2002-01-09 Thread Ken Brown

Michael Motyka wrote:


 Here we go :
 
 As Eric correctly points out, true random input simply cannot be
 compressed, it doesn't matter how clever you are or how much time and
 computing power you have access to.
 
 This is a statement of belief isn't it? Odd.

No, it's a logical consequence of his definition of random  no more a
statement of belief than 1+1=2 is. If you use the word to mean
something else then it might or might not be true in your universe.

Ken




Re: CDR: Re: Random Data Compressed 100:1 (Guffaw)

2002-01-09 Thread F. Marc de Piolenc

I think they may be referring to a random string of _ASCII characters_.
That would be subject to compression because it is not random at the bit
level. 

But 100:1? I have no idea how to achieve that.

Marc de Piolenc

Declan McCullagh wrote:

  What exactly is random data? Does it have to appear to be random? Does
  it have to pass some set of statistical tests to be random? If a string
 
 I'm naturally skeptical of this claim (until I can verify it for
 myself), but I do not believe the claim is we can encode random data
 at 100:1.  They seem to be talking about 100:1 lossless compression
 of real-world data, which is generally not random.
 
 -DEclan

-- 
Remember September 11, 2001 but don't forget July 4, 1776

Rather than make war on the American people and their
liberties, ...Congress should be looking for ways
to empower them to protect themselves when
warranted.

They that can give up essential liberty to obtain a little temporary
safety deserve neither liberty nor safety. - Benjamin Franklin





Re: Random Data Compressed 100:1 (Guffaw)

2002-01-09 Thread Ken Brown

Eric Cordian wrote:
 
 Declan opines:
 
  I'm naturally skeptical of this claim (until I can verify it for
  myself), but I do not believe the claim is we can encode random data
  at 100:1.
 
 From the article:
 
 ZeoSync said its scientific team had succeeded on a small scale in
  compressing random information sequences in such a way as to allow the
  same data to be compressed more than 100 times over -- with no data
  loss.
 
 Now of course it's possible they were horribly misquoted.  Still, it is
 worrisome that so many people quoted in the article think such algorithmic
 gymnastics are mathematically possible.

The overpowering stench of snake oil pervades the ether

I particularly liked:

The techniques described by ZeoSync would mark a break with the dozens
of existing compression technologies, including MPEG for video and music
and JPEG for pictures and graphics are able to compact data at
compression rates up to 10 times the original. These algorithms
typically work by eliminating long strings of identifiable bits of data
such as blue sky, green grass or the white background of a snow-covered
landscape.

Which sounds like someone who doesn't know what they are talking about
being misreported by someone who doesn't understand (*)

ZeoSync said its scientific team had succeeded on a small scale


The company's claims, which are yet to be demonstrated in any public
forum

ZeoSync, whose Web site can be located at http://www.zeosync.com/; 


Among the scientific team working with ZeoSync is Steve Smale, one of
America's most renowned mathematicians.

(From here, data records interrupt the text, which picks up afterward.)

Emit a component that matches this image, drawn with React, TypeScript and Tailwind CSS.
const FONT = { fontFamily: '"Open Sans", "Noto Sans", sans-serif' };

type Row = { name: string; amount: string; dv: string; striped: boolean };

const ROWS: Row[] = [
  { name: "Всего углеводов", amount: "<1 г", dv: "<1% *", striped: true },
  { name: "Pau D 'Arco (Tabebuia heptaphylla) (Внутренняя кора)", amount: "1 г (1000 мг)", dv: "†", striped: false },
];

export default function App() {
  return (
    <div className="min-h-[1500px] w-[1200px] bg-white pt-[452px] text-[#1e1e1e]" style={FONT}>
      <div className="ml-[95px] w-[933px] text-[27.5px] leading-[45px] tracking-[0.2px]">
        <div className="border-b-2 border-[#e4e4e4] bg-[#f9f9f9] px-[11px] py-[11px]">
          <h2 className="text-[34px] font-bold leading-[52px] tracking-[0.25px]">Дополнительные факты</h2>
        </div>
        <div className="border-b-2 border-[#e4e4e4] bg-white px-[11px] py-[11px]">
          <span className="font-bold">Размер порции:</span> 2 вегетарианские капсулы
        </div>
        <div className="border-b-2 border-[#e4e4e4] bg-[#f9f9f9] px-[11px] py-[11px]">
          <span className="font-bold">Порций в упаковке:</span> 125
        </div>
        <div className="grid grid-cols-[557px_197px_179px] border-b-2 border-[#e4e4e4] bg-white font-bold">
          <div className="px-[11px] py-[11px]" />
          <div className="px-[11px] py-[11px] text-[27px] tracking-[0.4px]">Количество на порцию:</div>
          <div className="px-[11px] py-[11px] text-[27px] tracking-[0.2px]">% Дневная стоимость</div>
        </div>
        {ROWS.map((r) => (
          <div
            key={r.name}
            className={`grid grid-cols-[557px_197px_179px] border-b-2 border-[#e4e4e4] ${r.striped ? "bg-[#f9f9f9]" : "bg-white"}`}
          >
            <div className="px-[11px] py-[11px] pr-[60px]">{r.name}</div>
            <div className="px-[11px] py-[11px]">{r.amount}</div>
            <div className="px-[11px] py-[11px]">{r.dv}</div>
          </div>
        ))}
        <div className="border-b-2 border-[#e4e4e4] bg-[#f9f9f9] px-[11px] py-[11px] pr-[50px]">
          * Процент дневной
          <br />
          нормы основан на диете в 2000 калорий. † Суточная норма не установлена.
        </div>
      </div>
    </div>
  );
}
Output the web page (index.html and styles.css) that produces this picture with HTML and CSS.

Smale is an emeritus professor
at the University of California at Berkeley and the 1966 winner of the
Fields Prize, the Nobel Prize for researchers in this field. He could
not be reached for comment on his role in the project.

I bet. 



Ken Brown 

(*) clue for those who have too much of a life to bother with things
like file structures and encoding (though why would they be reading
cypherpunks?)  - JPEG is a lossy compression method that tries to recode
real world pictures  in a way that *looks* almost as good as the real
thing but takes up less space, by smoothing out gradual changes of
colour (and other stuff as well). It doesn't typically work by
eliminating long strings of identifiable bits of data. And it doesn't
compress up to 10 times, it compresses as much as you like, with a
trade-off between file size and image quality. MPEG, AFAIK, is similar.




Re: CDR: Re: Random Data Compressed 100:1 (Guffaw)

2002-01-09 Thread measl


On Wed, 9 Jan 2002, Ken Brown wrote:

 Michael Motyka wrote:
 
 
  Here we go :
  
  As Eric correctly points out, true random input simply cannot be
  compressed, it doesn't matter how clever you are or how much time and
  computing power you have access to.
  
  This is a statement of belief isn't it? Odd.
 
 No, it's a logical consequence of his definition of random  no more a
 statement of belief than 1+1=2 is. If you use the word to mean
 something else then it might or might not be true in your universe.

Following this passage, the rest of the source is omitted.